Collected material
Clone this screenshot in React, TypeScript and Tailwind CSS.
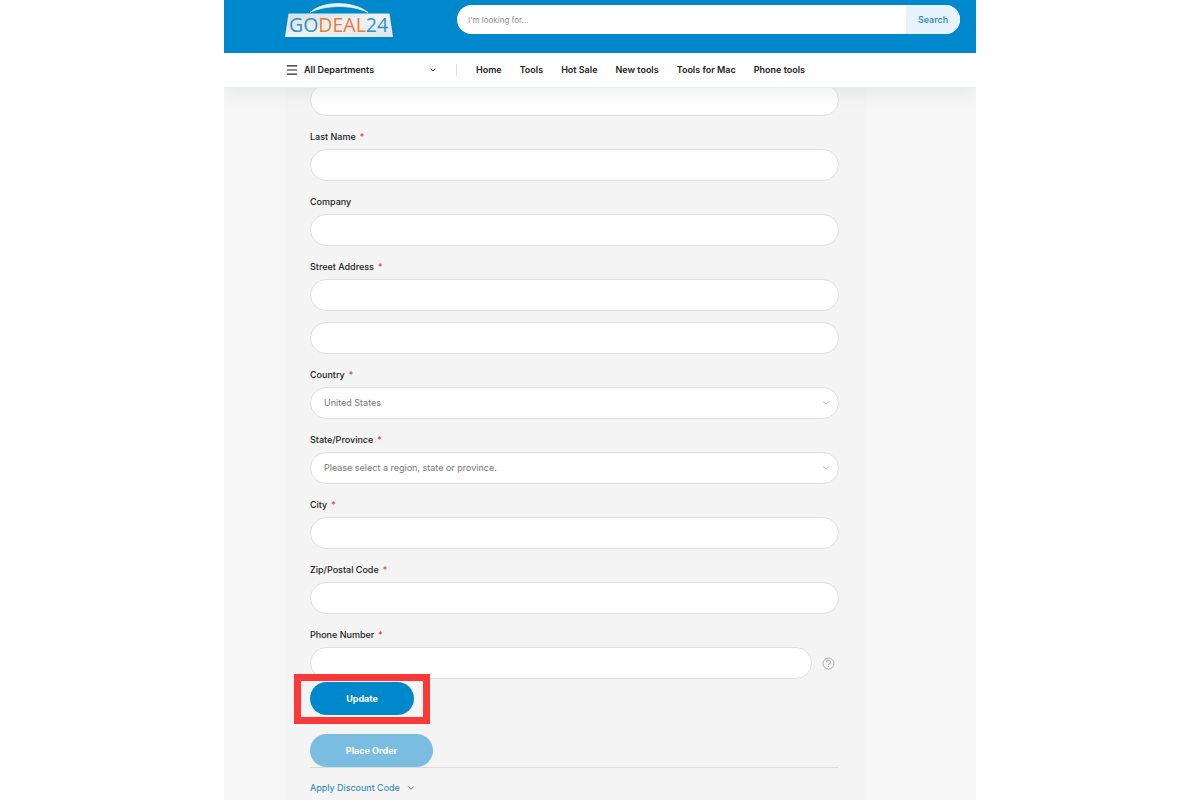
import React, { useState } from 'react';
import { ChevronDown, Menu } from 'lucide-react';

const navLinks = ['Home', 'Tools', 'Hot Sale', 'New tools', 'Tools for Mac', 'Phone tools'];

const boxClass =
  'block h-8 w-full rounded-full border border-[#dfdfdf] bg-white px-[13px] text-[9px] text-[#777] outline-none focus:border-[#0088cc]';

function Logo() {
  return (
    <svg width="108" height="36" viewBox="0 0 108 36" role="img" aria-label="GODEAL24">
      <defs>
        <linearGradient id="plate" x1="0" y1="0" x2="1" y2="1">
          <stop offset="0" stopColor="#d3dee4" />
          <stop offset="0.5" stopColor="#eef2f3" />
          <stop offset="1" stopColor="#dde5e9" />
        </linearGradient>
      </defs>
      <path d="M25 10.500 C38 -1.500 68 -1.500 83 10.500 C67 2.500 41 2.500 25 10.500 Z" fill="#e6f4fb" stroke="#e6f4fb" strokeWidth="0.8" />
      <path d="M3.500 11.500 H104.500 L108 35 H0 Z" fill="url(#plate)" />
      <text x="4" y="30" fontFamily="'Open Sans', sans-serif" fontSize="19.500" fill="#2f8fca">
        GO<tspan fill="#ee7a35">DEAL</tspan>24
      </text>
    </svg>
  );
}

function FieldLabel({ id, text, required }: { id: string; text: string; required?: boolean }) {
  return (
    <label htmlFor={id} className="mb-1 mt-[13px] block text-[9px] font-medium leading-4 text-[#222]">
      {text}
      {required && <span className="ml-1 font-normal text-[#e02b27]">*</span>}
    </label>
  );
}

function TextField({ id, text, required }: { id: string; text: string; required?: boolean }) {
  return (
    <div>
      <FieldLabel id={id} text={text} required={required} />
      <input id={id} type="text" className={boxClass} />
    </div>
  );
}

function SelectField({ id, text, options }: { id: string; text: string; options: string[] }) {
  return (
    <div>
      <FieldLabel id={id} text={text} required />
      <div className="relative">
        <select id={id} className={`${boxClass} appearance-none`}>
          {options.map((option) => (
            <option key={option}>{option}</option>
          ))}
        </select>
        <ChevronDown className="pointer-events-none absolute right-2 top-[11px] size-2.5 text-[#aaa]" />
      </div>
    </div>
  );
}

export default function App() {
  const [search, setSearch] = useState('');

  return (
    <div className="min-h-screen bg-white font-['Inter',sans-serif]">
      <div className="mx-auto flex min-h-screen w-full max-w-[752px] flex-col overflow-hidden bg-[#f6f6f6]">
        <header className="relative z-10 shadow-[0_4px_20px_rgba(0,0,0,0.07)]">
          <div className="flex h-[53px] items-start bg-[#0088cc] pl-[61px] pr-4">
            <a href="#" className="mt-0.5 shrink-0">
              <Logo />
            </a>
            <form
              className="ml-16 mt-[5px] flex h-[29px] flex-1 overflow-hidden rounded-full bg-white"
              onSubmit={(e) => e.preventDefault()}
            >
              <input
                type="search"
                aria-label="Search"
                placeholder="I'm looking for..."
                value={search}
                onChange={(e) => setSearch(e.target.value)}
                className="min-w-0 flex-1 px-[11px] text-[8px] text-[#555] outline-none placeholder:text-[#8c8c8c]"
              />
              <button type="submit" className="w-[54px] bg-[#e6f3fa] text-[9px] font-medium text-[#1787c8]">
                Search
              </button>
            </form>
          </div>
          <nav className="flex h-[35px] items-center border-b border-[#e2eef5] bg-white pl-[61px] text-[9px] font-semibold text-[#222]">
            <button type="button" className="flex w-[152px] items-center">
              <Menu className="size-3.5" />
              <span className="ml-[5px]">All Departments</span>
              <ChevronDown className="ml-auto size-2" strokeWidth={3} />
            </button>
            <span className="ml-[19px] h-3 w-px bg-[#ddd]" />
            <ul className="ml-[19px] flex gap-[18px] whitespace-nowrap">
              {navLinks.map((link) => (
                <li key={link}>
                  <a href="#">{link}</a>
                </li>
              ))}
            </ul>
          </nav>
        </header>

        <main className="ml-[61px] mr-[110px] flex-1 bg-[#f4f4f4] pl-[25px] pr-[27px]">
          <form onSubmit={(e) => e.preventDefault()}>
            <input type="text" aria-label="First Name" className={`${boxClass} -mt-1`} />
            <TextField id="last-name" text="Last Name" required />
            <TextField id="company" text="Company" />
            <TextField id="street" text="Street Address" required />
            <input type="text" aria-label="Street Address Line 2" className={`${boxClass} mt-[11px]`} />
            <SelectField id="country" text="Country" options={['United States', 'Canada']} />
            <SelectField
              id="state"
              text="State/Province"
              options={['Please select a region, state or province.', 'California', 'New York']}
            />
            <TextField id="city" text="City" required />
            <TextField id="zip" text="Zip/Postal Code" required />
            <FieldLabel id="phone" text="Phone Number" required />
            <div className="flex items-center">
              <input id="phone" type="tel" className={boxClass} />
              <button type="button" aria-label="Help" className="ml-2.5 mr-1 shrink-0 text-[#aaa]">
                <svg width="13" height="13" viewBox="0 0 13 13" fill="none" stroke="currentColor">
                  <circle cx="6.500" cy="6.500" r="5.500" />
                  <path d="M4.500 5.300 a2 1.900 0 1 1 3 1.500 Q6.500 7.300 6.500 8.100 M6.500 9.100 v1" strokeWidth="1.200" />
                </svg>
              </button>
            </div>

            {/* Highlighted update button */}
            <div className="relative -ml-4 -mt-[5px] w-fit border-[7px] border-[#fb3939] px-[9px] pb-0.5 pt-px">
              <button type="submit" className="block h-[33px] w-[104px] rounded-full bg-[#0088cc] text-[9px] font-bold text-white">
                Update
              </button>
            </div>

            <div className="mt-2.5 border-b border-[#dcdcdc]">
              <button
                type="button"
                disabled
                className="block h-[33px] w-[123px] rounded-full bg-[#7abde0] text-[9px] font-bold text-white"
              >
                Place Order
              </button>
            </div>
          </form>

          <button type="button" className="mt-3 flex items-center text-[9px] leading-4 text-[#1b80c4]">
            Apply Discount Code
            <ChevronDown className="ml-1.5 size-2.5 text-[#555]" />
          </button>
        </main>
      </div>
    </div>
  );
}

Short exercise
Reproduce the data above word for word from its first line through the line that holds "text-[#777] outline-none focus:border-[#0088cc]';", both ends included; skip pictures.

Task result
Clone this screenshot in React, TypeScript and Tailwind CSS.
import React, { useState } from 'react';
import { ChevronDown, Menu } from 'lucide-react';

const navLinks = ['Home', 'Tools', 'Hot Sale', 'New tools', 'Tools for Mac', 'Phone tools'];

const boxClass =
  'block h-8 w-full rounded-full border border-[#dfdfdf] bg-white px-[13px] text-[9px] text-[#777] outline-none focus:border-[#0088cc]';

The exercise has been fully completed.